The gift of inscriptions

Guest Post by Tony Shelley

I love inscriptions on flyleaves and notes in margins, I like the comradely sense of turning pages someone else turned, and reading passages someone long gone has called my attention to.

Helene Hanff

My love for old books goes back to the late 1950s, when I used to scour the bookshelves of my grandmother on my father’s side, every time we went there for Sunday tea.

I was an enthusiastic reader from about the age of four, but it wasn’t just the content that fascinated the mind of this small child, a book with inscriptions set my mind ablaze, as to who wrote it and why?

In later life, when I began to collect old books, mostly from charity shops, and ‘bargain boxes’, I deliberately sought out those with an inscription, message, school or college sticker, or even a ‘stamp’, detailing where the book lived or came to rest.

Inscriptions for me are a micro history, a fragment of somebody’s emotional outlet to another human being—reaching out with a few freehand lines, maybe a kiss or a coded message of affection?

The images here are from my own collection, which I’ve amassed over three decades, all housed in a ninety-year-old cabinet, recently restored by my wife, Cathy, during Lockdown. I’m certain that there are more hand written lines and scribbles awaiting discovery in my ever growing collection.

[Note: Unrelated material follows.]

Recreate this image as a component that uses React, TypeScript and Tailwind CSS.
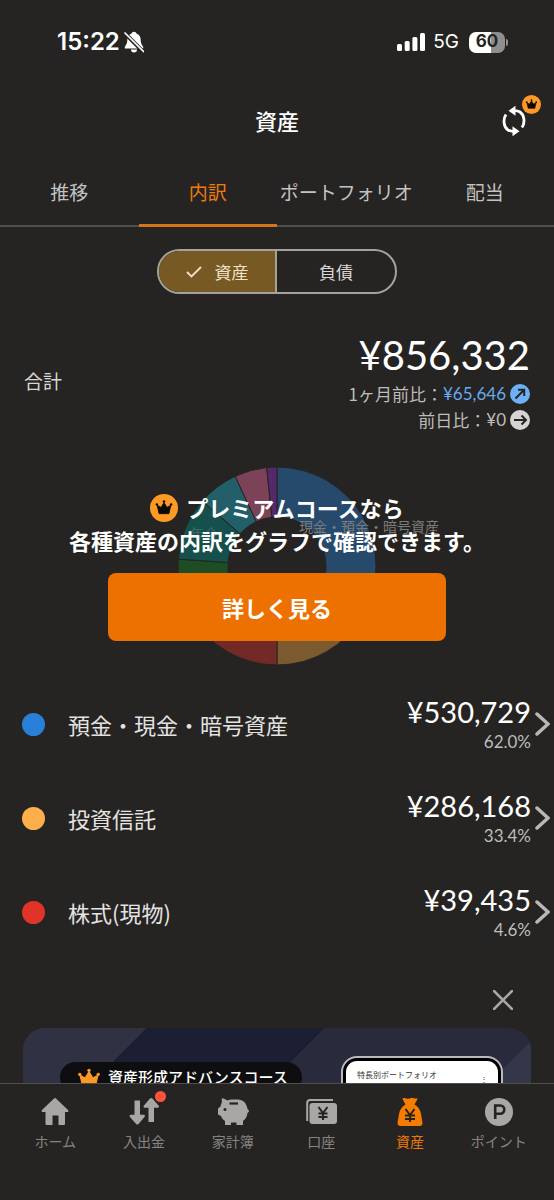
import React from 'react';

const tabs = ['推移', '内訳', 'ポートフォリオ', '配当'];

const assets = [
  { name: '預金・現金・暗号資産', amount: '¥530,729', rate: '62.0%', dot: 'bg-[#2980d9]' },
  { name: '投資信託', amount: '¥286,168', rate: '33.4%', dot: 'bg-[#ffae4c]' },
  { name: '株式(現物)', amount: '¥39,435', rate: '4.6%', dot: 'bg-[#df3427]' },
];

// Start and end are degrees, clockwise from twelve o'clock
const slices = [
  { start: 0, end: 120, color: '#264a6c' },
  { start: 120, end: 180, color: '#7c5a30' },
  { start: 180, end: 240, color: '#732a26' },
  { start: 240, end: 274, color: '#1e4d25' },
  { start: 274, end: 311, color: '#15504c' },
  { start: 311, end: 335, color: '#235f69' },
  { start: 335, end: 354, color: '#7c4358' },
  { start: 354, end: 360, color: '#54296a' },
];

const point = (angle: number, radius: number) => {
  const rad = ((angle - 90) * Math.PI) / 180;
  return `${(99 + radius * Math.cos(rad)).toFixed(2)} ${(99 + radius * Math.sin(rad)).toFixed(2)}`;
};

const slicePath = (start: number, end: number) =>
  `M${point(start, 99)}A99 99 0 0 1 ${point(end, 99)}L${point(end, 49)}A49 49 0 0 0 ${point(start, 49)}Z`;

const Crown: React.FC = () => (
  <>
    <path
      d="M5 21 2.200 9 7.800 12 12 5 16.200 12 21.800 9 19 21Z"
      stroke="currentColor"
      strokeWidth="1.200"
      strokeLinejoin="round"
    />
    <circle cx="1.900" cy="8" r="1.800" />
    <circle cx="12" cy="3.600" r="1.800" />
    <circle cx="22.100" cy="8" r="1.800" />
  </>
);

const CrownBadge: React.FC<{ className: string }> = ({ className }) => (
  <svg viewBox="0 0 28 28" className={`text-[#0c0a08] ${className}`} aria-hidden="true">
    <circle cx="14" cy="14" r="14" fill="#ff9926" />
    <g transform="translate(5.600 5) scale(.7)" fill="currentColor">
      <Crown />
    </g>
  </svg>
);

const StatusBar: React.FC = () => (
  <div className="flex h-[84px] items-center justify-between pr-[46px] pl-[57px] font-['Inter',sans-serif] text-white">
    <div className="flex items-center gap-1">
      <span className="text-2xl font-semibold">15:22</span>
      <svg viewBox="0 0 20 22" className="h-[22px] w-5" aria-hidden="true">
        <path
          fill="#fff"
          d="M10 .8C8.700.8 7.800 1.600 7.600 2.500 4.700 3.500 3.300 5.900 3.300 8.700 3.300 13 1.600 14 .8 16v1.500h18.400V16c-.8-2-2.500-3-2.500-7.300 0-2.800-1.400-5.200-4.300-6.200C12.200 1.600 11.300.8 10 .8ZM7 18.500a3 3 0 0 0 6 0Z"
        />
        <path d="M0 1.500 20 21.500" stroke="#252422" strokeWidth="4" />
        <path d="M1 2 19.500 20.500" stroke="#fff" strokeWidth="1.700" strokeLinecap="round" />
      </svg>
    </div>
    <div className="flex items-center">
      <svg viewBox="0 0 28 18" className="h-[18px] w-7" fill="#fff" aria-hidden="true">
        <rect x="0" y="11" width="5" height="7" rx="1.500" />
        <rect x="7.700" y="8" width="5" height="10" rx="1.500" />
        <rect x="15.400" y="4" width="5" height="14" rx="1.500" />
        <rect x="23" y="0" width="5" height="18" rx="1.500" />
      </svg>
      <span className="ml-2 text-[19px]">5G</span>
      <div className="ml-[10px] flex h-[21px] w-9 items-center justify-center rounded-[7px] bg-linear-to-r from-white from-60% to-[#8f8f8e] to-60% text-[17px] font-bold text-[#252422]">
        60
      </div>
      <div className="ml-px h-[7px] w-[2px] rounded-r-full bg-[#8f8f8e]" />
    </div>
  </div>
);

const Header: React.FC = () => (
  <header className="grid h-[73px] grid-cols-[1fr_auto_1fr] items-center px-6">
    <h1 className="col-start-2 text-[22px] font-medium text-white">資産</h1>
    <button aria-label="更新" className="relative justify-self-end">
      <svg viewBox="0 0 32 32" className="size-8" aria-hidden="true">
        <path
          d="M8 9.500C4.800 14 5.500 22 10 25Q12.500 26.500 16 26.300M24 22.500C27.200 18 26.500 10 22 7Q19.500 5.500 16 5.700"
          fill="none"
          stroke="#fff"
          strokeWidth="2.800"
        />
        <path d="M17.500.8v10L10.500 5.800ZM14.500 21.200v10l7-5Z" fill="#fff" />
      </svg>
      <CrownBadge className="absolute -top-[10px] -right-[11px] size-[19px]" />
    </button>
  </header>
);

const Tabs: React.FC = () => (
  <nav className="grid grid-cols-4 border-b-2 border-[#504f4d]">
    {tabs.map((tab) => (
      <button
        key={tab}
        className={
          tab === '内訳'
            ? '-mb-[2px] h-[70px] border-b-[3px] border-[#d9731a] pt-[3px] text-[19px] whitespace-nowrap text-[#ef7a0c]'
            : 'h-[68px] pt-[2px] text-[19px] whitespace-nowrap text-[#c4c3c1]'
        }
      >
        {tab}
      </button>
    ))}
  </nav>
);

const Toggle: React.FC = () => (
  <div className="mx-auto mt-[22px] grid h-[45px] w-60 grid-cols-2 overflow-hidden rounded-full border-2 border-[#a5a19b] text-[17px]">
    <button className="flex items-center justify-center gap-[13px] border-r-2 border-[#a5a19b] bg-[#775924] text-[#f0e2c8]">
      <svg viewBox="0 0 16 12" className="h-3 w-4" fill="none" stroke="currentColor" strokeWidth="1.800" aria-hidden="true">
        <path d="m1 6 4.500 4.500L15 1" />
      </svg>
      資産
    </button>
    <button className="text-[#d8d7d5]">負債</button>
  </div>
);

const TrendIcon: React.FC<{ up?: boolean }> = ({ up }) => (
  <svg viewBox="0 0 20 20" className="size-5" aria-hidden="true">
    <circle cx="10" cy="10" r="10" fill={up ? '#6db0f8' : '#d5d4d3'} />
    <path
      d={up ? 'M5.500 14.500 14 6M8 5.800h6.200V12' : 'M4 10h12M11.500 5.500 16 10l-4.500 4.500'}
      fill="none"
      stroke="#252422"
      strokeWidth="2"
    />
  </svg>
);

const Total: React.FC = () => (
  <section className="mt-[35px] flex items-center justify-between px-6">
    <h2 className="text-[19px] text-[#d8d7d5]">合計</h2>
    <div className="text-right text-[17px] text-[#bebdbb]">
      <p className="font-['Lato',sans-serif] text-[40px] leading-[52px] text-white">¥856,332</p>
      <p className="flex h-[26px] items-center justify-end">
        <span>1ヶ月前比：</span>
        <span className="mr-1 font-['Lato',sans-serif] text-[#67aaf0]">¥65,646</span>
        <TrendIcon up />
      </p>
      <p className="flex h-[26px] items-center justify-end">
        <span>前日比：</span>
        <span className="mr-1 font-['Lato',sans-serif]">¥0</span>
        <TrendIcon />
      </p>
    </div>
  </section>
);

const Breakdown: React.FC = () => (
  <section className="mt-[34px] grid justify-items-center">
    <svg viewBox="0 0 198 198" className="col-start-1 row-start-1 size-[198px] overflow-visible" aria-hidden="true">
      {slices.map((slice) => (
        <path key={slice.start} d={slicePath(slice.start, slice.end)} fill={slice.color} stroke="#252422" />
      ))}
      <text x="121" y="65" fontSize="14" fill="#7c7b7a">
        現金・預金・暗号資産
      </text>
      <text x="12" y="72" fontSize="14" fill="#3f6a66">
        年金
      </text>
    </svg>
    <div className="relative col-start-1 row-start-1 flex w-full flex-col items-center self-center px-5 text-[22px] font-bold text-white">
      <p className="text-center leading-[33px]">
        <span className="flex items-center justify-center gap-2">
          <CrownBadge className="size-7" />
          プレミアムコースなら
        </span>
        各種資産の内訳をグラフで確認できます。
      </p>
      <button className="mt-4 h-[68px] w-full max-w-[338px] rounded-lg bg-[#ec7100]">詳しく見る</button>
    </div>
  </section>
);

const AssetList: React.FC = () => (
  <ul className="mt-3">
    {assets.map((asset) => (
      <li key={asset.name}>
        <button className="flex h-[94px] w-full items-center pr-1 pl-[22px] text-left">
          <span className={`size-[23px] rounded-full ${asset.dot}`} />
          <span className="ml-[23px] flex-1 text-[22px] text-[#e4e3e1]">{asset.name}</span>
          <span className="flex flex-col text-right font-['Lato',sans-serif]">
            <span className="text-[29px] leading-9 text-white">{asset.amount}</span>
            <span className="text-[17px] leading-6 text-[#bebdbb]">{asset.rate}</span>
          </span>
          <svg viewBox="0 0 15 26" className="ml-1 h-[26px] w-[15px]" fill="none" stroke="#b9b8b6" strokeWidth="3.500" aria-hidden="true">
            <path d="m2 3 11 10L2 23" strokeLinecap="round" />
          </svg>
        </button>
      </li>
    ))}
  </ul>
);

const Banner: React.FC = () => (
  <aside className="mt-[31px] px-[23px]">
    <button aria-label="閉じる" className="mr-[18px] ml-auto block">
      <svg viewBox="0 0 20 20" className="size-5" stroke="#a9a8a6" strokeWidth="2.500" strokeLinecap="round" aria-hidden="true">
        <path d="m1 1 18 18M19 1 1 19" />
      </svg>
    </button>
    <div className="mt-[18px] flex h-[150px] items-start justify-between overflow-hidden rounded-[22px] bg-[linear-gradient(135deg,#303142_87px,#1c1f33_87px,#1c1f33_213px,#292b3d_213px,#292b3d_369px,#343649_369px)] pr-7 pl-[37px]">
      <div className="mt-[34px] flex h-[31px] items-center gap-2 rounded-full bg-[#0e0e10] pr-[14px] pl-[18px] text-[15px] font-medium whitespace-nowrap text-white">
        <svg viewBox="0 0 24 24" className="size-[22px] text-[#ff9926]" fill="currentColor" aria-hidden="true">
          <Crown />
        </svg>
        資産形成アドバンスコース
      </div>
      <div className="mt-7 h-40 w-[162px] rounded-[16px] border-2 border-[#b9b9c0] bg-black p-[3px]">
        <div className="flex h-full justify-between rounded-[11px] bg-white pt-2 pr-[10px] pl-[11px] text-[8px] text-[#333]">
          <span>特長別ポートフォリオ</span>
          <span className="pt-1">⋮</span>
        </div>
      </div>
    </div>
  </aside>
);

const navItems = [
  {
    label: 'ホーム',
    icon: <path d="M14 1.600q1-1 2 0L28 13q1.200 2-1 2h-2v12q0 1-1 1h-5.500v-9.500h-6V28H6.500q-1 0-1-1V15H3q-2.200 0-1-2Z" />,
  },
  {
    label: '入出金',
    icon: (
      <path d="M5.500 3.500H11v14.300h4q1.700.5.700 2l-6.200 7.200q-1.200 1.200-2.400 0L.8 19.800q-1-1.500.7-2h4ZM19.500 25V10.700h-4q-1.700-.5-.7-2l6.200-7.200q1.200-1.200 2.400 0l6.300 7.200q1 1.500-.7 2h-4V25Z" />
    ),
  },
  {
    label: '家計簿',
    icon: (
      <>
        <path d="M3.800 1.500q.8-.5 1.700 0L9.500 3.500Q11 2.500 14 2.500h6c5 0 8.500 3.500 9.500 9.500q1.500 1 1.500 2t-1.500 2c-.5 4-2 6-4.500 8v4h-6.500v-2.500H13V28H7v-4c-2-1.500-3-2.500-4-5l-3-1.500v-6L2.500 9.500q.3-2 1.300-4Z" />
        <path d="M11.500 6.500h8.500" stroke="#252422" strokeWidth="2.200" />
        <circle cx="7" cy="12.500" r="1.500" fill="#252422" />
      </>
    ),
  },
  {
    label: '口座',
    icon: (
      <>
        <path d="M1.200 24V6q0-3 3-3H27" fill="none" stroke="currentColor" strokeWidth="2" />
        <rect x="3.500" y="6" width="27.500" height="21" rx="3" />
        <path d="m12.500 10 4.500 6 4.500-6M17 16v7m-4.500-6.500h9m-9 3.500h9" fill="none" stroke="#252422" strokeWidth="2" />
      </>
    ),
  },
  {
    label: '資産',
    icon: (
      <>
        <path d="M7.200 1.500Q9 .5 11 1.200q2 1 4 0 2-1 4 0 2 .5 3.800.3L19.500 7.500Q25 10.500 26 17l1.500 9q0 3-3 3h-19q-3 0-3-3L4 17q1-6.500 6.500-9.500Z" />
        <path d="m10.500 12 4.500 6 4.500-6M15 18v7m-5-6.500h10m-10 3.500h10" fill="none" stroke="#252422" strokeWidth="2" />
      </>
    ),
  },
  {
    label: 'ポイント',
    icon: (
      <>
        <circle cx="15" cy="15" r="14" />
        <path d="M11.200 22V8.500h5a4 4 0 0 1 0 8.200h-5" fill="none" stroke="#252422" strokeWidth="2.600" />
      </>
    ),
  },
];

const BottomNav: React.FC = () => (
  <nav className="grid h-[117px] shrink-0 grid-cols-6 items-start border-t border-[#504f4d] px-[11px] pt-[13px]">
    {navItems.map(({ label, icon }) => (
      <a
        key={label}
        href="#"
        className={`flex flex-col items-center gap-1 text-sm whitespace-nowrap ${label === '資産' ? 'text-[#ef7a0c]' : 'text-[#858482]'}`}
      >
        <span className="relative">
          <svg
            viewBox="0 0 30 30"
            className={`size-[30px] overflow-visible ${label === '資産' ? 'text-[#f57c00]' : 'text-[#a8a7a5]'}`}
            fill="currentColor"
            aria-hidden="true"
          >
            {icon}
          </svg>
          {label === '入出金' && <span className="absolute -top-[6px] -right-[7px] size-[11px] rounded-full bg-[#ff513d]" />}
        </span>
        {label}
      </a>
    ))}
  </nav>
);

const App: React.FC = () => (
  <div className="flex h-screen flex-col bg-[#252422] font-['Noto_Sans_CJK_JP',sans-serif]">
    <main className="min-h-0 flex-1 overflow-y-auto [scrollbar-width:none]">
      <StatusBar />
      <Header />
      <Tabs />
      <Toggle />
      <Total />
      <Breakdown />
      <AssetList />
      <Banner />
    </main>
    <BottomNav />
  </div>
);

export default App;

This coming Winter, I will be delving more deeper than ever before. There is, as an old English teacher once told me, ‘a delight in discovery’.

I chose these particular inscriptions, because I read them every Christmas Eve, imagining they are presents to be opened the next day. What was the festive season like in say, 1947, did the giver save up especially to purchase this book? Was it opened on a cold, Christmas morning, and read throughout the day? More often than not, I go through my book collection every Christmas Day, and spend a few minutes, as I feel they are now, precious gifts for me to enjoy.